— start RECORDED DATA —

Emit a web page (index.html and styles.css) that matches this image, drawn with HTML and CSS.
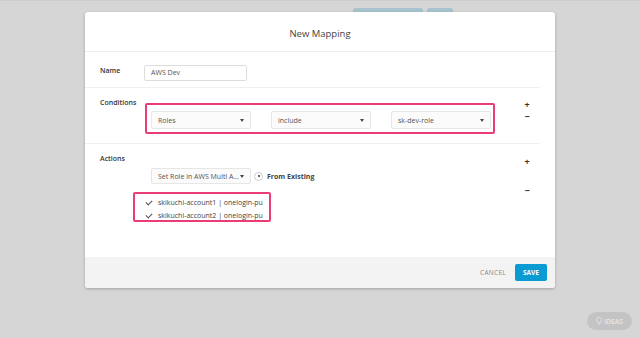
FILE: index.html
```html
<!DOCTYPE html>
<html lang="en">
<head>
  <meta charset="UTF-8" />
  <title>New Mapping</title>
  <link rel="stylesheet" href="styles.css">
</head>
<body>
  <!-- page behind the overlay -->
  <div class="page">
    <div class="page-actions">
      <span class="page-btn wide"></span>
      <span class="page-btn"></span>
    </div>
  </div>

  <!-- modal -->
  <div class="modal">
    <header class="modal-head">New Mapping</header>

    <div class="modal-body">
      <div class="row row-name">
        <div class="label">Name</div>
        <div class="content">
          <input class="text-input" type="text" value="AWS Dev" />
        </div>
      </div>

      <div class="row row-cond">
        <div class="label">Conditions</div>
        <div class="content">
          <div class="highlight cond-box">
            <div class="select">Roles<span class="caret"></span></div>
            <div class="select">include<span class="caret"></span></div>
            <div class="select">sk-dev-role<span class="caret"></span></div>
          </div>
        </div>
        <div class="controls">
          <span class="ctl">+</span>
          <span class="ctl">&minus;</span>
        </div>
      </div>

      <div class="row row-actions">
        <div class="label">Actions</div>
        <div class="content">
          <div class="action-line">
            <div class="select small">Set Role in AWS Multi A...<span class="caret"></span></div>
            <span class="radio"></span>
            <span class="from">From Existing</span>
          </div>
          <div class="highlight acct-box">
            <div class="acct"><span class="check"></span>skikuchi-account1 | onelogin-pu</div>
            <div class="acct"><span class="check"></span>skikuchi-account2 | onelogin-pu</div>
          </div>
        </div>
        <div class="controls controls-wide">
          <span class="ctl">+</span>
          <span class="ctl">&minus;</span>
        </div>
      </div>
    </div>

    <footer class="modal-foot">
      <button class="btn-cancel">Cancel</button>
      <button class="btn-save">Save</button>
    </footer>
  </div>

  <div class="ideas">
    <svg width="6" height="8" viewBox="0 0 6 8"><path d="M3 0.5a2.4 2.4 0 0 0-1.4 4.4v1h2.8v-1A2.4 2.4 0 0 0 3 0.5z" fill="none" stroke="#e2e2e2" stroke-width="0.9"/><path d="M2 6.8h2" stroke="#e2e2e2" stroke-width="0.9"/></svg>
    IDEAS
  </div>
</body>
</html>
```

FILE: styles.css
```css
body {
  margin: 0;
  background: #d6d6d6;
  font-family: "Open Sans", sans-serif;
  color: #333;
  min-height: 338px;
  overflow: hidden;
}
.page {
  border-top: 1px solid #cdcdcd;
  height: 337px;
}
.page-actions {
  display: flex;
  gap: 4px;
  margin: 7px 0 0 353px;
}
.page-btn {
  width: 26px;
  height: 14px;
  background: #a8c3cd;
  border-radius: 2px;
}
.page-btn.wide {
  width: 70px;
}

/* modal */
.modal {
  position: absolute;
  top: 12px;
  left: 85px;
  width: 470px;
  height: 276px;
  background: #fff;
  border-radius: 3px;
  box-shadow: 0 1px 3px rgba(0,0,0,0.25);
  display: flex;
  flex-direction: column;
  overflow: hidden;
}
.modal-head {
  height: 40px;
  line-height: 43px;
  text-align: center;
  font-size: 9.5px;
  color: #444;
  border-bottom: 1px solid #efefef;
  box-sizing: border-box;
}
.modal-body {
  flex: 1;
}
.row {
  display: flex;
  margin-right: 15px;
  padding-left: 15px;
  border-bottom: 1px solid #efefef;
}
.row:last-child {
  border-bottom: none;
}
.label {
  width: 44px;
  font-size: 7px;
  font-weight: 600;
  color: #333;
}
.content {
  flex: 1;
}
.controls {
  width: 20px;
  margin-right: 3px;
  display: flex;
  flex-direction: column;
  align-items: center;
  font-size: 9px;
  font-weight: 700;
  line-height: 12px;
  color: #333;
}
.row-name {
  height: 35px;
  align-items: center;
}
.row-name .label {
  padding-top: 1px;
}
.text-input {
  width: 103px;
  height: 16px;
  box-sizing: border-box;
  border: 1px solid #ddd;
  border-radius: 2px;
  padding: 0 6px;
  font-family: inherit;
  font-size: 7px;
  color: #555;
  margin-top: 2px;
}
.row-cond {
  height: 56px;
  padding-top: 10px;
  box-sizing: border-box;
}
.row-cond .controls {
  margin-top: 1px;
}
.highlight {
  border: 2px solid #ea3d78;
  border-radius: 2px;
  box-sizing: border-box;
}
.cond-box {
  width: 350px;
  height: 31px;
  margin-top: 5px;
  margin-left: 1px;
  display: flex;
  gap: 20px;
  padding: 6px 0 0 4px;
}
.select {
  position: relative;
  width: 100px;
  height: 18px;
  line-height: 18px;
  box-sizing: border-box;
  border: 1px solid #e6e6e6;
  border-radius: 2px;
  background: #fbfbfb;
  padding-left: 6px;
  font-size: 7px;
  color: #555;
}
.select.small {
  height: 16px;
  line-height: 15px;
}
.caret {
  position: absolute;
  right: 6px;
  top: 50%;
  margin-top: -1px;
  border-left: 2.5px solid transparent;
  border-right: 2.5px solid transparent;
  border-top: 3px solid #444;
}
.row-actions {
  padding-top: 10px;
  height: 113px;
  box-sizing: border-box;
}
.controls-wide {
  line-height: 29px;
  margin-top: -7px;
}
.action-line {
  display: flex;
  align-items: center;
  margin: 14px 0 0 7px;
}
.radio {
  width: 7px;
  height: 7px;
  border: 1px solid #ccc;
  border-radius: 50%;
  margin-left: 3px;
  position: relative;
  background: #fff;
}
.radio::after {
  content: "";
  position: absolute;
  left: 2.5px;
  top: 2.5px;
  width: 2px;
  height: 2px;
  background: #333;
  border-radius: 50%;
}
.from {
  font-size: 7px;
  font-weight: 700;
  color: #444;
  margin-left: 4px;
}
.acct-box {
  width: 138px;
  height: 30px;
  margin: 8px 0 0 -11px;
  padding: 2px 0 0 10px;
}
.acct {
  display: flex;
  align-items: center;
  height: 13px;
  font-size: 7px;
  color: #444;
}
.check {
  width: 5px;
  height: 3px;
  border-left: 1.5px solid #555;
  border-bottom: 1.5px solid #555;
  transform: rotate(-45deg);
  margin: -2px 6px 0 1px;
}

/* footer */
.modal-foot {
  height: 32px;
  background: #f3f3f3;
  display: flex;
  align-items: center;
  justify-content: flex-end;
  padding-right: 8px;
  gap: 9px;
}
.btn-cancel {
  background: none;
  border: none;
  font-family: inherit;
  font-size: 6.5px;
  color: #888;
  text-transform: uppercase;
  letter-spacing: 0.3px;
  padding: 0;
}
.btn-save {
  width: 32px;
  height: 17px;
  background: #0b9bd3;
  color: #fff;
  border: none;
  border-radius: 2px;
  font-family: inherit;
  font-size: 6.5px;
  font-weight: 700;
  text-transform: uppercase;
  padding: 0;
}

.ideas {
  position: fixed;
  left: 587px;
  top: 312px;
  width: 45px;
  height: 18px;
  border-radius: 9px;
  background: #c4c4c4;
  color: #e2e2e2;
  font-size: 6.5px;
  font-weight: 700;
  display: flex;
  align-items: center;
  justify-content: center;
  gap: 2px;
}
```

— end RECORDED DATA —

The listing above must be printed again exactly, minus its pictures.

Emit a web page (index.html and styles.css) that matches this image, drawn with HTML and CSS.
FILE: index.html
```html
<!DOCTYPE html>
<html lang="en">
<head>
  <meta charset="UTF-8" />
  <title>New Mapping</title>
  <link rel="stylesheet" href="styles.css">
</head>
<body>
  <!-- page behind the overlay -->
  <div class="page">
    <div class="page-actions">
      <span class="page-btn wide"></span>
      <span class="page-btn"></span>
    </div>
  </div>

  <!-- modal -->
  <div class="modal">
    <header class="modal-head">New Mapping</header>

    <div class="modal-body">
      <div class="row row-name">
        <div class="label">Name</div>
        <div class="content">
          <input class="text-input" type="text" value="AWS Dev" />
        </div>
      </div>

      <div class="row row-cond">
        <div class="label">Conditions</div>
        <div class="content">
          <div class="highlight cond-box">
            <div class="select">Roles<span class="caret"></span></div>
            <div class="select">include<span class="caret"></span></div>
            <div class="select">sk-dev-role<span class="caret"></span></div>
          </div>
        </div>
        <div class="controls">
          <span class="ctl">+</span>
          <span class="ctl">&minus;</span>
        </div>
      </div>

      <div class="row row-actions">
        <div class="label">Actions</div>
        <div class="content">
          <div class="action-line">
            <div class="select small">Set Role in AWS Multi A...<span class="caret"></span></div>
            <span class="radio"></span>
            <span class="from">From Existing</span>
          </div>
          <div class="highlight acct-box">
            <div class="acct"><span class="check"></span>skikuchi-account1 | onelogin-pu</div>
            <div class="acct"><span class="check"></span>skikuchi-account2 | onelogin-pu</div>
          </div>
        </div>
        <div class="controls controls-wide">
          <span class="ctl">+</span>
          <span class="ctl">&minus;</span>
        </div>
      </div>
    </div>

    <footer class="modal-foot">
      <button class="btn-cancel">Cancel</button>
      <button class="btn-save">Save</button>
    </footer>
  </div>

  <div class="ideas">
    <svg width="6" height="8" viewBox="0 0 6 8"><path d="M3 0.5a2.4 2.4 0 0 0-1.4 4.4v1h2.8v-1A2.4 2.4 0 0 0 3 0.5z" fill="none" stroke="#e2e2e2" stroke-width="0.9"/><path d="M2 6.8h2" stroke="#e2e2e2" stroke-width="0.9"/></svg>
    IDEAS
  </div>
</body>
</html>
```

FILE: styles.css
```css
body {
  margin: 0;
  background: #d6d6d6;
  font-family: "Open Sans", sans-serif;
  color: #333;
  min-height: 338px;
  overflow: hidden;
}
.page {
  border-top: 1px solid #cdcdcd;
  height: 337px;
}
.page-actions {
  display: flex;
  gap: 4px;
  margin: 7px 0 0 353px;
}
.page-btn {
  width: 26px;
  height: 14px;
  background: #a8c3cd;
  border-radius: 2px;
}
.page-btn.wide {
  width: 70px;
}

/* modal */
.modal {
  position: absolute;
  top: 12px;
  left: 85px;
  width: 470px;
  height: 276px;
  background: #fff;
  border-radius: 3px;
  box-shadow: 0 1px 3px rgba(0,0,0,0.25);
  display: flex;
  flex-direction: column;
  overflow: hidden;
}
.modal-head {
  height: 40px;
  line-height: 43px;
  text-align: center;
  font-size: 9.5px;
  color: #444;
  border-bottom: 1px solid #efefef;
  box-sizing: border-box;
}
.modal-body {
  flex: 1;
}
.row {
  display: flex;
  margin-right: 15px;
  padding-left: 15px;
  border-bottom: 1px solid #efefef;
}
.row:last-child {
  border-bottom: none;
}
.label {
  width: 44px;
  font-size: 7px;
  font-weight: 600;
  color: #333;
}
.content {
  flex: 1;
}
.controls {
  width: 20px;
  margin-right: 3px;
  display: flex;
  flex-direction: column;
  align-items: center;
  font-size: 9px;
  font-weight: 700;
  line-height: 12px;
  color: #333;
}
.row-name {
  height: 35px;
  align-items: center;
}
.row-name .label {
  padding-top: 1px;
}
.text-input {
  width: 103px;
  height: 16px;
  box-sizing: border-box;
  border: 1px solid #ddd;
  border-radius: 2px;
  padding: 0 6px;
  font-family: inherit;
  font-size: 7px;
  color: #555;
  margin-top: 2px;
}
.row-cond {
  height: 56px;
  padding-top: 10px;
  box-sizing: border-box;
}
.row-cond .controls {
  margin-top: 1px;
}
.highlight {
  border: 2px solid #ea3d78;
  border-radius: 2px;
  box-sizing: border-box;
}
.cond-box {
  width: 350px;
  height: 31px;
  margin-top: 5px;
  margin-left: 1px;
  display: flex;
  gap: 20px;
  padding: 6px 0 0 4px;
}
.select {
  position: relative;
  width: 100px;
  height: 18px;
  line-height: 18px;
  box-sizing: border-box;
  border: 1px solid #e6e6e6;
  border-radius: 2px;
  background: #fbfbfb;
  padding-left: 6px;
  font-size: 7px;
  color: #555;
}
.select.small {
  height: 16px;
  line-height: 15px;
}
.caret {
  position: absolute;
  right: 6px;
  top: 50%;
  margin-top: -1px;
  border-left: 2.5px solid transparent;
  border-right: 2.5px solid transparent;
  border-top: 3px solid #444;
}
.row-actions {
  padding-top: 10px;
  height: 113px;
  box-sizing: border-box;
}
.controls-wide {
  line-height: 29px;
  margin-top: -7px;
}
.action-line {
  display: flex;
  align-items: center;
  margin: 14px 0 0 7px;
}
.radio {
  width: 7px;
  height: 7px;
  border: 1px solid #ccc;
  border-radius: 50%;
  margin-left: 3px;
  position: relative;
  background: #fff;
}
.radio::after {
  content: "";
  position: absolute;
  left: 2.5px;
  top: 2.5px;
  width: 2px;
  height: 2px;
  background: #333;
  border-radius: 50%;
}
.from {
  font-size: 7px;
  font-weight: 700;
  color: #444;
  margin-left: 4px;
}
.acct-box {
  width: 138px;
  height: 30px;
  margin: 8px 0 0 -11px;
  padding: 2px 0 0 10px;
}
.acct {
  display: flex;
  align-items: center;
  height: 13px;
  font-size: 7px;
  color: #444;
}
.check {
  width: 5px;
  height: 3px;
  border-left: 1.5px solid #555;
  border-bottom: 1.5px solid #555;
  transform: rotate(-45deg);
  margin: -2px 6px 0 1px;
}

/* footer */
.modal-foot {
  height: 32px;
  background: #f3f3f3;
  display: flex;
  align-items: center;
  justify-content: flex-end;
  padding-right: 8px;
  gap: 9px;
}
.btn-cancel {
  background: none;
  border: none;
  font-family: inherit;
  font-size: 6.5px;
  color: #888;
  text-transform: uppercase;
  letter-spacing: 0.3px;
  padding: 0;
}
.btn-save {
  width: 32px;
  height: 17px;
  background: #0b9bd3;
  color: #fff;
  border: none;
  border-radius: 2px;
  font-family: inherit;
  font-size: 6.5px;
  font-weight: 700;
  text-transform: uppercase;
  padding: 0;
}

.ideas {
  position: fixed;
  left: 587px;
  top: 312px;
  width: 45px;
  height: 18px;
  border-radius: 9px;
  background: #c4c4c4;
  color: #e2e2e2;
  font-size: 6.5px;
  font-weight: 700;
  display: flex;
  align-items: center;
  justify-content: center;
  gap: 2px;
}
```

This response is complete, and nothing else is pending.